FIGS. 7A to 7D illustrate one further embodiment in which tool head 15 takes on a significantly different configuration from previous embodiments. The tool head 15 is formed of an arcuate body section 44 which leaves an open face section 45. Additionally, an aperture 47 is formed through the rear surface of arcuate body section 44. In the FIG. 7A embodiment, the arcuate body section has an arc length alpha of about 120°. Similarly, the tool head includes two lug members 46 position on each end of the body section, i.e., the lug members 46 are spaced about 120° apart. As will be apparent from FIGS. 7B and 7C, the 120° spacing of lug members 46 allows them to engage the hammer union upsets 96 (or shoulders 97 at the base of upsets 96) of hammer union 95. FIGS. 7B and 7C also illustrate how rear aperture 47 allows the hammer union upset 96 to readily extend at least partially into or through arcuate body section 44 to the extent needed for the tool head to be easily placed on the hammer union 95. FIGS. 7D and 7E suggest how this design may be modified such that arcuate body section 44 has an arc length beta of about 240° and includes two rear apertures 47 and three lug members 46. As is clear from FIG. 7E, this allows the tool head to engage all three upsets 96 on the hammer union 95.

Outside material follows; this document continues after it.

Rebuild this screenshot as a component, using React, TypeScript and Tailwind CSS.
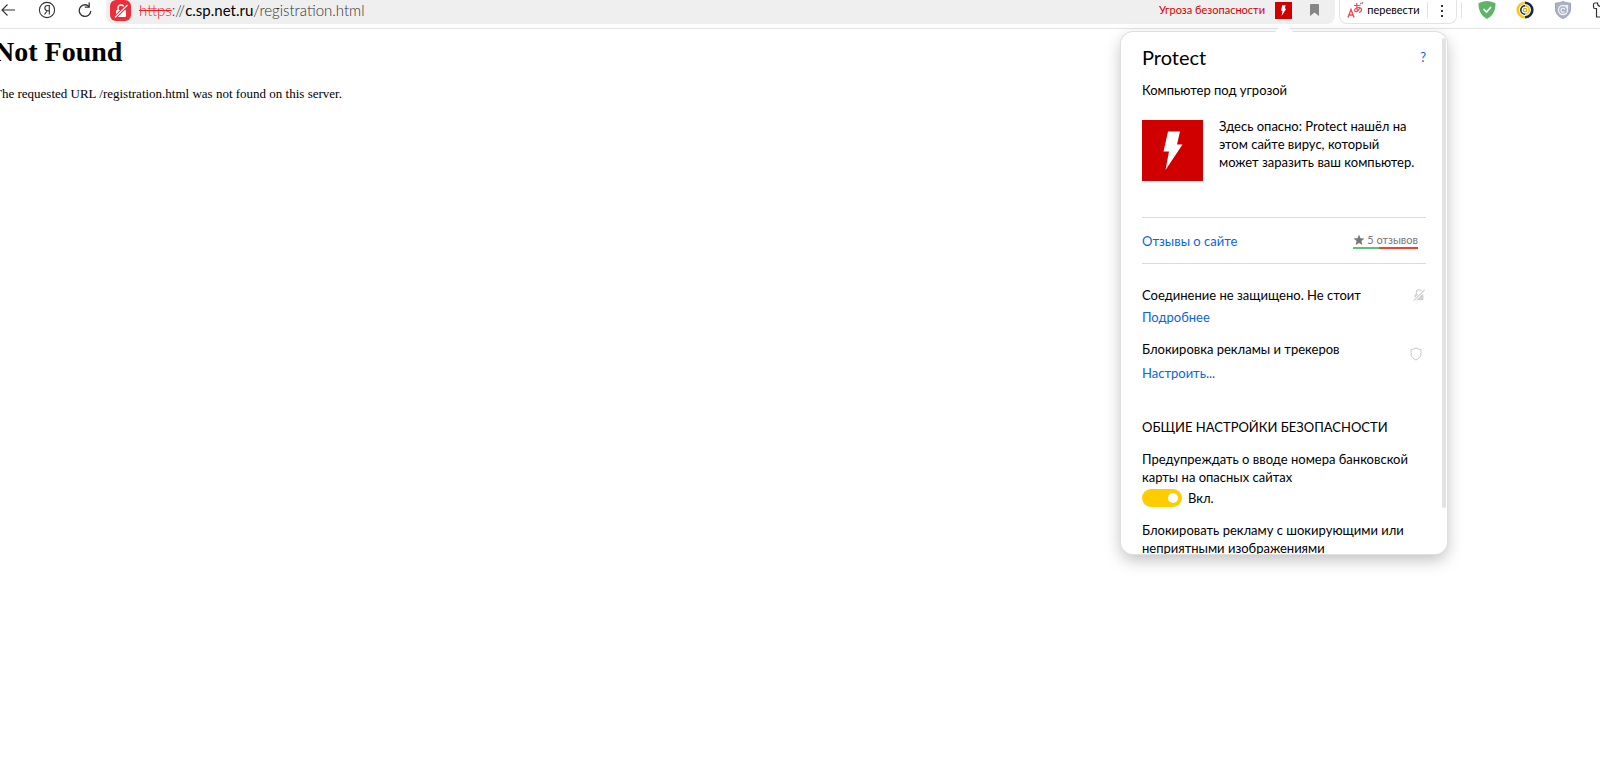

The terms used in the specification will generally have the meaning ascribed to them by persons skilled in the art, unless otherwise stated. The term “about” will typically mean a numerical value which is approximate and whose small variation would not significantly affect the practice of the disclosed embodiments. Where a numerical limitation is used, unless indicated otherwise by the context, “about” means the numerical value can vary by ±10%, or in certain embodiments ±5%, or even possibly as much as ±20%. Although the foregoing invention has been described in terms of specific embodiments, those skilled in the art will recognize many obvious modifications and variations. All such modifications and variations are intended to fall within the scope of the following claims.